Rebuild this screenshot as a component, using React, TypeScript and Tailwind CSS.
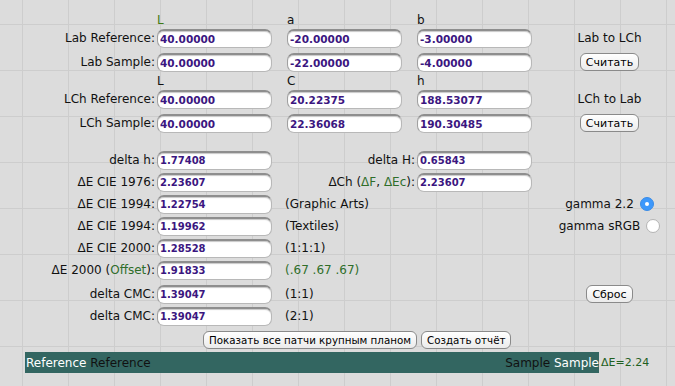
import React from "react";

const FONT = "font-['DejaVu_Sans',sans-serif]";

function Field({ v, small = false }: { v: string; small?: boolean }) {
  return (
    <div
      className={`ml-[2px] w-[115px] h-[19px] shrink-0 rounded-[7px] border border-[#b8b8b8] border-t-[#8e8e8e] border-t-2 border-l-[#a0a0a0] bg-white shadow-[inset_0_1px_1px_rgba(0,0,0,0.22)] flex items-center pl-[2px] pt-[1px] font-bold text-[#3b1680] leading-none ${
        small ? "text-[10px]" : "text-[10.5px]"
      }`}
    >
      {v}
    </div>
  );
}

function Label({ children }: { children: React.ReactNode }) {
  return (
    <div className="w-[155px] shrink-0 text-right text-[12px] leading-none text-[#111]">
      {children}
    </div>
  );
}

function Btn({ children, small = false }: { children: React.ReactNode; small?: boolean }) {
  return (
    <button
      className={`h-[18px] rounded-[6px] border border-[#8a8a8a] bg-gradient-to-b from-white to-[#ebebeb] leading-none text-black whitespace-nowrap ${
        small ? "text-[10.3px] px-[5px]" : "text-[11px] px-[5px]"
      }`}
    >
      {children}
    </button>
  );
}

function Right({ children }: { children?: React.ReactNode }) {
  return (
    <div className="ml-[15px] w-[125px] shrink-0 flex justify-center items-center text-[12px] leading-none text-[#111]">
      {children}
    </div>
  );
}

function Radio({ checked }: { checked: boolean }) {
  return checked ? (
    <span className="ml-[6px] w-[14px] h-[14px] rounded-full bg-[#3d98fb] border border-[#3a8ce6] flex items-center justify-center">
      <span className="w-[4px] h-[4px] rounded-full bg-white" />
    </span>
  ) : (
    <span className="ml-[6px] w-[14px] h-[14px] rounded-full bg-white border border-[#b4b4b4]" />
  );
}

function Mid({ children, right = false }: { children?: React.ReactNode; right?: boolean }) {
  return (
    <div
      className={`w-[143px] shrink-0 text-[12px] leading-none text-[#111] whitespace-nowrap ${
        right ? "text-right" : "pl-[13px]"
      }`}
    >
      {children}
    </div>
  );
}

function Header({ a, b, c, green = false }: { a: string; b: string; c: string; green?: boolean }) {
  return (
    <div className="flex items-center h-[17px] text-[12px] leading-none text-[#111]">
      <div className="w-[155px] shrink-0" />
      <div className={`ml-[2px] w-[115px] shrink-0 ${green ? "text-[#3f7a14]" : ""}`}>{a}</div>
      <div className="ml-[15px] w-[115px] shrink-0">{b}</div>
      <div className="ml-[15px] w-[115px] shrink-0">{c}</div>
    </div>
  );
}

export default function App() {
  const G = "text-[#2f6e2a]";
  return (
    <div
      className={`${FONT} w-[675px] h-[386px] overflow-hidden bg-[#dcdcdc] bg-[linear-gradient(to_right,#cdcdcd_1px,transparent_1px),linear-gradient(to_bottom,#cdcdcd_1px,transparent_1px)] [background-size:46px_46px] [background-position:22px_24px] pt-[11px]`}
    >
      <Header a="L" b="a" c="b" green />
      <div className="flex items-center h-[20px]">
        <Label>Lab Reference:</Label>
        <Field v="40.00000" />
        <div className="ml-[13px]" />
        <Field v="-20.00000" />
        <div className="ml-[13px]" />
        <Field v="-3.00000" />
        <Right>Lab to LCh</Right>
      </div>
      <div className="flex items-center h-[20px] mt-[4px]">
        <Label>Lab Sample:</Label>
        <Field v="40.00000" />
        <div className="ml-[13px]" />
        <Field v="-22.00000" />
        <div className="ml-[13px]" />
        <Field v="-4.00000" />
        <Right>
          <Btn>Считать</Btn>
        </Right>
      </div>
      <Header a="L" b="C" c="h" />
      <div className="flex items-center h-[20px]">
        <Label>LCh Reference:</Label>
        <Field v="40.00000" />
        <div className="ml-[13px]" />
        <Field v="20.22375" />
        <div className="ml-[13px]" />
        <Field v="188.53077" />
        <Right>LCh to Lab</Right>
      </div>
      <div className="flex items-center h-[20px] mt-[4px]">
        <Label>LCh Sample:</Label>
        <Field v="40.00000" />
        <div className="ml-[13px]" />
        <Field v="22.36068" />
        <div className="ml-[13px]" />
        <Field v="190.30485" />
        <Right>
          <Btn>Считать</Btn>
        </Right>
      </div>

      <div className="flex items-center h-[20px] mt-[17px]">
        <Label>delta h:</Label>
        <Field v="1.77408" small />
        <Mid right>delta H:</Mid>
        <Field v="0.65843" small />
        <Right />
      </div>
      <div className="flex items-center h-[20px] mt-[2px]">
        <Label>ΔE CIE 1976:</Label>
        <Field v="2.23607" small />
        <Mid right>
          ΔCh (<span className={G}>ΔF</span>, <span className={G}>ΔEc</span>):
        </Mid>
        <Field v="2.23607" small />
        <Right />
      </div>
      <div className="flex items-center h-[20px] mt-[2px]">
        <Label>ΔE CIE 1994:</Label>
        <Field v="1.22754" small />
        <Mid>(Graphic Arts)</Mid>
        <div className="w-[117px] shrink-0" />
        <Right>
          <span>gamma 2.2</span>
          <Radio checked />
        </Right>
      </div>
      <div className="flex items-center h-[20px] mt-[2px]">
        <Label>ΔE CIE 1994:</Label>
        <Field v="1.19962" small />
        <Mid>(Textiles)</Mid>
        <div className="w-[117px] shrink-0" />
        <Right>
          <span>gamma sRGB</span>
          <Radio checked={false} />
        </Right>
      </div>
      <div className="flex items-center h-[20px] mt-[2px]">
        <Label>ΔE CIE 2000:</Label>
        <Field v="1.28528" small />
        <Mid>(1:1:1)</Mid>
      </div>
      <div className="flex items-center h-[20px] mt-[2px]">
        <Label>
          ΔE 2000 (<span className={G}>Offset</span>):
        </Label>
        <Field v="1.91833" small />
        <Mid>
          <span className={G}>(.67 .67 .67)</span>
        </Mid>
      </div>
      <div className="flex items-center h-[20px] mt-[4px]">
        <Label>delta CMC:</Label>
        <Field v="1.39047" small />
        <Mid>(1:1)</Mid>
        <div className="w-[117px] shrink-0" />
        <Right>
          <Btn>Сброс</Btn>
        </Right>
      </div>
      <div className="flex items-center h-[20px] mt-[2px]">
        <Label>delta CMC:</Label>
        <Field v="1.39047" small />
        <Mid>(2:1)</Mid>
      </div>

      <div className="flex items-center h-[20px] mt-[4px] pl-[203px] gap-[4px]">
        <Btn small>Показать все патчи крупным планом</Btn>
        <Btn small>Создать отчёт</Btn>
      </div>

      <div className="flex items-center mt-[2px] text-[12px] leading-none">
        <div className="ml-[25px] w-[574px] h-[21px] bg-[#336661] flex items-center justify-between pl-[1px]">
          <div>
            <span className="text-white">Reference</span> <span className="text-[#111]">Reference</span>
          </div>
          <div>
            <span className="text-[#111]">Sample</span> <span className="text-white">Sample</span>
          </div>
        </div>
        <span className="ml-[2px] text-[11px] text-[#1f601f]">ΔE=2.24</span>
      </div>
    </div>
  );
}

+ + + + + + +

Set problem:
Look through the listing and extract every line with "React" in it.

In response:
Rebuild this screenshot as a component, using React, TypeScript and Tailwind CSS.
import React from "react";
function Label({ children }: { children: React.ReactNode }) {
function Btn({ children, small = false }: { children: React.ReactNode; small?: boolean }) {
function Right({ children }: { children?: React.ReactNode }) {
function Mid({ children, right = false }: { children?: React.ReactNode; right?: boolean }) {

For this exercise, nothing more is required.